When Access Comes With Friction: What SEC ETF Reviews Signal About Crypto’s Direction

The SEC’s review cycle for crypto ETFs has become a familiar pause in the market’s breathing. Not a shock, not a breakthrough. Just a reminder that institutional access to crypto still moves at the pace of regulatory comfort, not market demand. Each review stretches the distance between price action and policy, and that gap is where most of the tension lives.
What matters isn’t whether another ETF is approved or delayed. It’s how the review process itself reshapes market structure. ETFs concentrate exposure. They funnel flows through a narrow set of custodians, market makers, and surveillance frameworks. That can stabilize price discovery at the surface while quietly increasing systemic dependency underneath. Liquidity looks deeper, but it’s also more centralized.

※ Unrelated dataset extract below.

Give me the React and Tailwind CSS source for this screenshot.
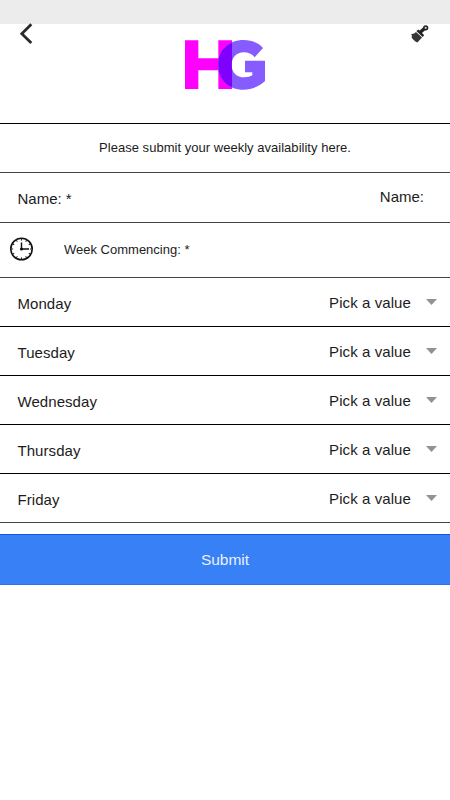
import React from "react";

const days = ["Monday", "Tuesday", "Wednesday", "Thursday", "Friday"];

function Logo() {
  const g =
    "M279 84 L254 112 C246 102 235 97 221 97 C200 97 185 113 185 134 C185 157 200 172 223 172 C233 172 241 170 247 166 L247 157 L225 157 L225 122 L285 122 L285 183 C267 200 245 209 220 209 C176 209 144 178 144 134 C144 91 176 60 221 60 C246 60 266 69 279 84 Z";
  return (
    <svg className="h-[50px] w-20" viewBox="45 60 240 150" aria-label="HG">
      <defs>
        <clipPath id="h-stem">
          <path d="M145 62 H186 V207 H145 Z" />
        </clipPath>
      </defs>
      <path d="M45 61 H85 V115 H145 V61 H186 V207 H145 V151 H85 V207 H45 Z" fill="#ff00ff" />
      <path d={g} fill="#875cff" />
      <path d={g} fill="#8000ff" clipPath="url(#h-stem)" />
    </svg>
  );
}

function BackIcon() {
  return (
    <svg className="h-[22px] w-[14px]" viewBox="0 0 14 22" fill="none" stroke="#2b2b2b" strokeWidth="2.8">
      <path d="M12.3 1.3 L2.8 10.7 L12.3 20.1" />
    </svg>
  );
}

function BrushIcon() {
  return (
    <svg className="h-[18px] w-[18px]" viewBox="0 0 18 18">
      <path d="M0 8.8 C1.8 9.4 3.4 8.6 5 7 L11 12.6 L6.4 17.4 L4.4 16.6 L2.4 14.8 L0.6 12.6 L1 10.8 Z" fill="#363636" />
      <path d="M5.4 6 L7.4 4.4 L13.2 10.2 L11.6 12 Z" fill="#222" />
      <path d="M9 7.6 L13.2 3.8" stroke="#222" strokeWidth="3.4" />
      <circle cx="14.7" cy="2.8" r="1.9" fill="#ccc" stroke="#222" strokeWidth="1.5" />
    </svg>
  );
}

function ClockIcon() {
  return (
    <svg className="h-6 w-6 shrink-0" viewBox="0 0 24 24" fill="none" stroke="#111">
      <circle cx="11.5" cy="12" r="10.7" strokeWidth="1.6" />
      <path d="M11.5 5.5 V12 H19" strokeWidth="1.4" />
      <circle cx="11.5" cy="12" r="1.6" fill="#111" stroke="none" />
      {[0, 30, 60, 90, 120, 150, 180, 210, 240, 270, 300, 330].map((a) => (
        <path key={a} d="M11.5 2 V3.6" strokeWidth="0.9" transform={`rotate(${a} 11.5 12)`} />
      ))}
    </svg>
  );
}

function DayRow({ day, last }) {
  return (
    <div
      className={`flex h-[49px] items-center justify-between border-b pl-[17.5px] pr-[13px] text-[15px] leading-5 ${
        last ? "border-[#444]" : "border-black"
      }`}
    >
      <span className="pt-1 tracking-[0.004em]">{day}</span>
      <div className="flex items-center gap-[15px]">
        <span className="pt-px tracking-[0.006em]">Pick a value</span>
        <svg className="h-[6px] w-[11px]" viewBox="0 0 11 6">
          <path d="M0 0 H11 L5.5 6 Z" fill="#929292" />
        </svg>
      </div>
    </div>
  );
}

export default function App() {
  return (
    <div className="h-[800px] w-[450px] overflow-hidden bg-white font-['Liberation_Sans',Arial,sans-serif] text-[#1c1c1c]">
      <div className="h-6 bg-[#ececec]" />
      <header className="-mt-1 flex h-[104px] items-start justify-between border-b border-black pl-[19px] pr-[21px]">
        <div className="w-[61px] pt-[3px]">
          <BackIcon />
        </div>
        <div className="pt-5">
          <Logo />
        </div>
        <div className="flex w-[60px] justify-end pt-[5px]">
          <BrushIcon />
        </div>
      </header>
      <div className="flex h-[49px] items-center justify-center border-b border-[#444] text-[13px] leading-5 tracking-[0.002em]">
        Please submit your weekly availability here.
      </div>
      <div className="flex h-[50px] items-center justify-between border-b border-[#444] pl-[17.5px] pr-[26px] text-[15px] leading-5">
        <span className="pt-[3px]">Name: *</span>
        <span className="pb-px">Name:</span>
      </div>
      <div className="flex h-[55px] items-center border-b border-[#444] pl-[10px] text-[13px] leading-5">
        <div className="pb-[2px]">
          <ClockIcon />
        </div>
        <span className="pl-[30px]">Week Commencing: *</span>
      </div>
      {days.map((day, i) => (
        <DayRow key={day} day={day} last={i === days.length - 1} />
      ))}
      <button className="mt-[11px] flex h-[51px] w-full items-center justify-center border-y border-t-[#1256e0] border-b-[#2f70f5] bg-[#3880f6] text-[15.5px] leading-5 text-[#e8f0ff]">
        Submit
      </button>
    </div>
  );
}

From an infrastructure standpoint, SEC scrutiny forces crypto to translate itself into legacy terms. Custody standards, redemption mechanics, and settlement assurances all get mapped onto systems that weren’t built for bearer assets. This translation reduces operational ambiguity, which institutions value, but it also strips away some of the flexibility that made crypto resilient in the first place. Efficiency improves. Optionality shrinks.
Economically, ETFs don’t introduce new demand so much as repackage existing interest. Capital that couldn’t or wouldn’t touch spot markets finds a compliant wrapper. That broadens participation, but it also flattens behavior. Holdings become passive. Volatility compresses until it doesn’t. When exits come, they tend to synchronize.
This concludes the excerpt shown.